#### Task statement
Determine the number of lines containing the word "index", and state that figure alone.

#### Information provided

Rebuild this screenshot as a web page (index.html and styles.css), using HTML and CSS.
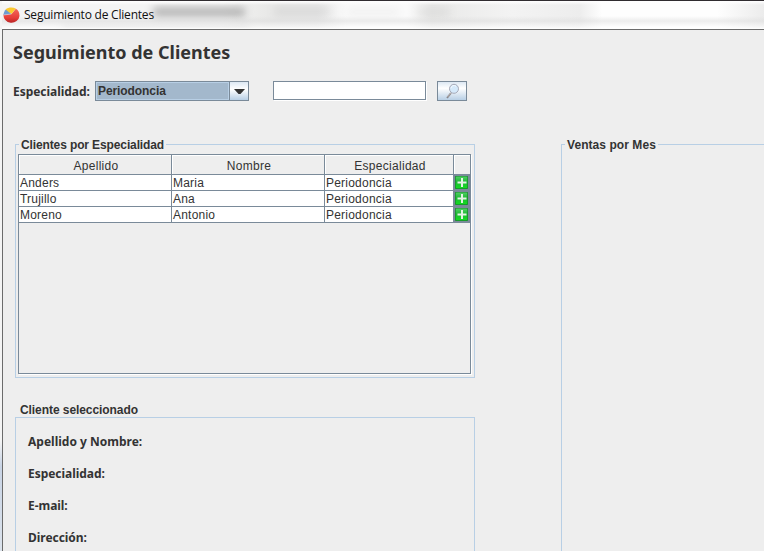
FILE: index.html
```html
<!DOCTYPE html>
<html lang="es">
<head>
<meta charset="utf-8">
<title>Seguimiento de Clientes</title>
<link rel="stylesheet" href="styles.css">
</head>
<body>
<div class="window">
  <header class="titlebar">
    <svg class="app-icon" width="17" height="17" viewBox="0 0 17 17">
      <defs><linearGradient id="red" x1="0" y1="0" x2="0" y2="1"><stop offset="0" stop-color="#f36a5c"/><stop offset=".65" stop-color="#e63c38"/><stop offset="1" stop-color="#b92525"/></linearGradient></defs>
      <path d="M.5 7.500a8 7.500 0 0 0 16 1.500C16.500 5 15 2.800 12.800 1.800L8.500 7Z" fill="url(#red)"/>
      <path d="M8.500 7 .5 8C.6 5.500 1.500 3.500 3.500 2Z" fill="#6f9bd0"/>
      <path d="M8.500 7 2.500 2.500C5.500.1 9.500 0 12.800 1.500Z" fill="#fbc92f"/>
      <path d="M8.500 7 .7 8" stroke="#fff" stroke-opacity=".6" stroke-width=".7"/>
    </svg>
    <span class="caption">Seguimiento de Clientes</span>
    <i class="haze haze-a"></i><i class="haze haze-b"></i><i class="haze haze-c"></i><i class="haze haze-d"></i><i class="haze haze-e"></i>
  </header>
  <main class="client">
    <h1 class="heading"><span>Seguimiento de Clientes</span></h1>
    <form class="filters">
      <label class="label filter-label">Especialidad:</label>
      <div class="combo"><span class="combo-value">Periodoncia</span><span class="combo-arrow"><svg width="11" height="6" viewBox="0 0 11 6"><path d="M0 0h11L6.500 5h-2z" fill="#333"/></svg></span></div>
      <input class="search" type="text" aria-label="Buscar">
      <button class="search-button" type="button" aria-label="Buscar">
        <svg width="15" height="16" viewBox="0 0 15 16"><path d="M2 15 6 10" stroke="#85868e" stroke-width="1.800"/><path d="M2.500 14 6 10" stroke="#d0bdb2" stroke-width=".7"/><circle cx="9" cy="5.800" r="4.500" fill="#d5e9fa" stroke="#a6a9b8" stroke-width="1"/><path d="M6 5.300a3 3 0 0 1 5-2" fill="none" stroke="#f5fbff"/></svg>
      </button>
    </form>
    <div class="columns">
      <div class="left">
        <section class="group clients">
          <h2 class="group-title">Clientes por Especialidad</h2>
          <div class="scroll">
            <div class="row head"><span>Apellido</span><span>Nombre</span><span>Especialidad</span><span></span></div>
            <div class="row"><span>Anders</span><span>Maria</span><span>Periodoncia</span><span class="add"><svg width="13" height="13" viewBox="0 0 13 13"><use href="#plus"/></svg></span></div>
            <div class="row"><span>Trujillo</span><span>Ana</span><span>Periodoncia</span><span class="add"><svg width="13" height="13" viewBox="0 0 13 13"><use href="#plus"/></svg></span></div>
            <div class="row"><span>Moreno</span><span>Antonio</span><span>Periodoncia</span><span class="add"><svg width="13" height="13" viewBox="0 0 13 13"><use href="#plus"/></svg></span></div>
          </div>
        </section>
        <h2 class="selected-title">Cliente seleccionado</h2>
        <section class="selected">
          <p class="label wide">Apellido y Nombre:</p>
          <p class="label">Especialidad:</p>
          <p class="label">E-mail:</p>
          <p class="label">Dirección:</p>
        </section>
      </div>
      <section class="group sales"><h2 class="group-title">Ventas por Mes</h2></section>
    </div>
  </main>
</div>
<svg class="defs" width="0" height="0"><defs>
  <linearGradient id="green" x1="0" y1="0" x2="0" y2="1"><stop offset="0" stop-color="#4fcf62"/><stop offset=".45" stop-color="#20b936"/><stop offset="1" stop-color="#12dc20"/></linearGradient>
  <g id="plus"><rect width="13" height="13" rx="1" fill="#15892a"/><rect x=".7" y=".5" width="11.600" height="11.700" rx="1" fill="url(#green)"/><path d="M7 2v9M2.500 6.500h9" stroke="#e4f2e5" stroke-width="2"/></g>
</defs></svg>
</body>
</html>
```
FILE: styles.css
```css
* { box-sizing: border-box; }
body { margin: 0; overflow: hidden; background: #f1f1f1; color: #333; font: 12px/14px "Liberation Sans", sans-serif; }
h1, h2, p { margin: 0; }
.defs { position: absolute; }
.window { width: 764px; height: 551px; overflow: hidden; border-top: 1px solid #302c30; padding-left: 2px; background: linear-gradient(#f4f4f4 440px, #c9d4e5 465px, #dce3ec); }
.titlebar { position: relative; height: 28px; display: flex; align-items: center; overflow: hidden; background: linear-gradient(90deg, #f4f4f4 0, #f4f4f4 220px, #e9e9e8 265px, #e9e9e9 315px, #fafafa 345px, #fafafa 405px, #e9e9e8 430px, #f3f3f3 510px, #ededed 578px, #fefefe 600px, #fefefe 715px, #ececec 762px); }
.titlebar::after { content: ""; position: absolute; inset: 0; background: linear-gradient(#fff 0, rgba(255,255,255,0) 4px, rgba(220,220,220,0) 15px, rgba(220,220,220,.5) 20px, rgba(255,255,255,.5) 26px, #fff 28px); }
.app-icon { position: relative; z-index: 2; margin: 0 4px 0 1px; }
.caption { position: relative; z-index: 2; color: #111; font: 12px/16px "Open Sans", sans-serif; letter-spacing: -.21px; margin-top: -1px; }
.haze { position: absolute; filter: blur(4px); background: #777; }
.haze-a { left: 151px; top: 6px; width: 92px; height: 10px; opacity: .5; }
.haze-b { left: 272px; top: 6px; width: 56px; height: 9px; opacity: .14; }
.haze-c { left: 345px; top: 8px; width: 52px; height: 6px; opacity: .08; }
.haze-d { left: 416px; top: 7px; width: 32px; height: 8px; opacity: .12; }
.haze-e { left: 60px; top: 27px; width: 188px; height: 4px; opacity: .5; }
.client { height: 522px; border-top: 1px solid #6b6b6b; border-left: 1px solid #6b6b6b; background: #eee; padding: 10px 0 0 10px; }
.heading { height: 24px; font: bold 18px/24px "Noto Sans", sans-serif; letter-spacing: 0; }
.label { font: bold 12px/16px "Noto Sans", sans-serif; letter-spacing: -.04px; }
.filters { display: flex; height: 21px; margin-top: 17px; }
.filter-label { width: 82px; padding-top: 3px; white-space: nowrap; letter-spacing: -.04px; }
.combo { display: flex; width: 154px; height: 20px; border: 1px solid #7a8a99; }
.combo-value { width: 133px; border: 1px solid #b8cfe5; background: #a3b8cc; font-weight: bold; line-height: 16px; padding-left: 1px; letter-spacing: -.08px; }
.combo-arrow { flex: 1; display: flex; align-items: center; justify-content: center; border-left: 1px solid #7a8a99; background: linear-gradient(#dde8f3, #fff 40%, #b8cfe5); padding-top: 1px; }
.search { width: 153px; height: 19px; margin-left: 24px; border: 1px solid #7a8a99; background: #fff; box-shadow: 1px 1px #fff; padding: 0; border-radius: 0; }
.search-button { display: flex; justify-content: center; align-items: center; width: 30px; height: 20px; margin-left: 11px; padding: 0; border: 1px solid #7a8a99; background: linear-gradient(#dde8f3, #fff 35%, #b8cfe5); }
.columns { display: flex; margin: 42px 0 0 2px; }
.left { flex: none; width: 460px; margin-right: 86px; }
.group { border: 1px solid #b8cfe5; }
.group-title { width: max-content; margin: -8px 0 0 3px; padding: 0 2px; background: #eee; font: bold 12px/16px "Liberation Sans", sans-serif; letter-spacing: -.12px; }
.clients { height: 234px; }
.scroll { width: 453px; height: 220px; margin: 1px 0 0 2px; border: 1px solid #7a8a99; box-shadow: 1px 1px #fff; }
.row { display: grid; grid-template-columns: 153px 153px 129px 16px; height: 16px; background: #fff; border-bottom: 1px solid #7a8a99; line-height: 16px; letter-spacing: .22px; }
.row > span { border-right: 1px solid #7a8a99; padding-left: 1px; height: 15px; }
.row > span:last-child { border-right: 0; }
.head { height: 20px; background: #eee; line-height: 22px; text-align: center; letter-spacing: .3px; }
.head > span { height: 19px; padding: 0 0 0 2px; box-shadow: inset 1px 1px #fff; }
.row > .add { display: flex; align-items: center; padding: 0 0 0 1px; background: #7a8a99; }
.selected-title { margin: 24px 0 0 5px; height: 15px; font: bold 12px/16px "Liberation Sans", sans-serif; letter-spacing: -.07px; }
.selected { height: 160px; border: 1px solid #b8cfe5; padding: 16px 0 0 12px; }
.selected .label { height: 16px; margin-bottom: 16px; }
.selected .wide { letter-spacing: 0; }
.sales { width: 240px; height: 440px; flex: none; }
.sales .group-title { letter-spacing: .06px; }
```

#### Solution below
4